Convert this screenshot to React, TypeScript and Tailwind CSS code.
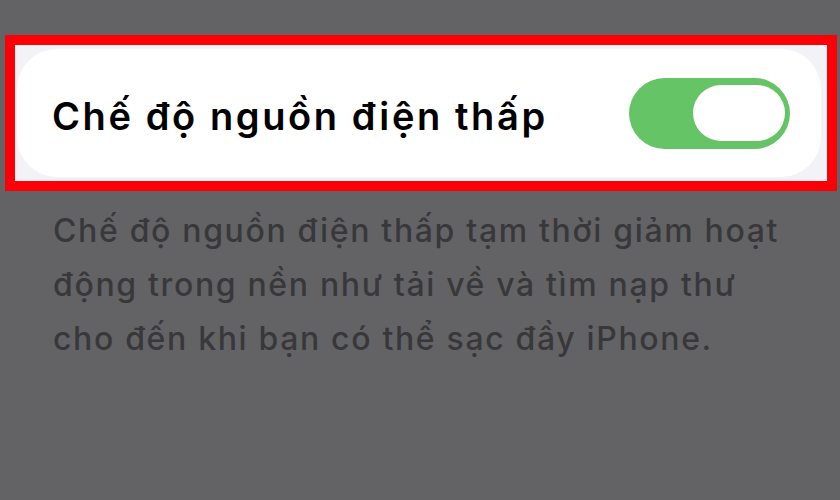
export default function App() {
  return (
    <div className="w-full h-[500px] bg-[#636366] pt-[35px] overflow-hidden" style={{ fontFamily: 'Inter, "Noto Sans", sans-serif' }}>
      <div className="ml-[5px] w-[832px] h-[156px] border-[10px] border-[#fb0007] bg-[#f2f2f7] pt-[4px] pl-[2px] pr-[6px] pb-[4px]">
        <div className="h-full bg-white rounded-[40px] flex items-center justify-between pl-[35px] pr-[31px]">
          <span className="text-[38px] font-semibold text-black tracking-[2.6px] pt-[6px]">Chế độ nguồn điện thấp</span>
          <div className="w-[161px] h-[71px] rounded-full bg-[#65c466] flex items-center justify-end pr-[5px]">
            <div className="w-[92px] h-[56px] rounded-full bg-white" />
          </div>
        </div>
      </div>
      <div className="mt-[13px] pl-[53px] text-[32px] leading-[54px] font-medium text-[#38383b] tracking-[1.65px] whitespace-nowrap">
        <div>Chế độ nguồn điện thấp tạm thời giảm hoạt</div>
        <div>động trong nền như tải về và tìm nạp thư</div>
        <div>cho đến khi bạn có thể sạc đầy iPhone.</div>
      </div>
    </div>
  )
}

──────

> [AIM OF THE EXERCISE]: Copy the data exactly. Any picture it contains is to be omitted.

> [SOLUTION TO THE EXERCISE]:
Convert this screenshot to React, TypeScript and Tailwind CSS code.
export default function App() {
  return (
    <div className="w-full h-[500px] bg-[#636366] pt-[35px] overflow-hidden" style={{ fontFamily: 'Inter, "Noto Sans", sans-serif' }}>
      <div className="ml-[5px] w-[832px] h-[156px] border-[10px] border-[#fb0007] bg-[#f2f2f7] pt-[4px] pl-[2px] pr-[6px] pb-[4px]">
        <div className="h-full bg-white rounded-[40px] flex items-center justify-between pl-[35px] pr-[31px]">
          <span className="text-[38px] font-semibold text-black tracking-[2.6px] pt-[6px]">Chế độ nguồn điện thấp</span>
          <div className="w-[161px] h-[71px] rounded-full bg-[#65c466] flex items-center justify-end pr-[5px]">
            <div className="w-[92px] h-[56px] rounded-full bg-white" />
          </div>
        </div>
      </div>
      <div className="mt-[13px] pl-[53px] text-[32px] leading-[54px] font-medium text-[#38383b] tracking-[1.65px] whitespace-nowrap">
        <div>Chế độ nguồn điện thấp tạm thời giảm hoạt</div>
        <div>động trong nền như tải về và tìm nạp thư</div>
        <div>cho đến khi bạn có thể sạc đầy iPhone.</div>
      </div>
    </div>
  )
}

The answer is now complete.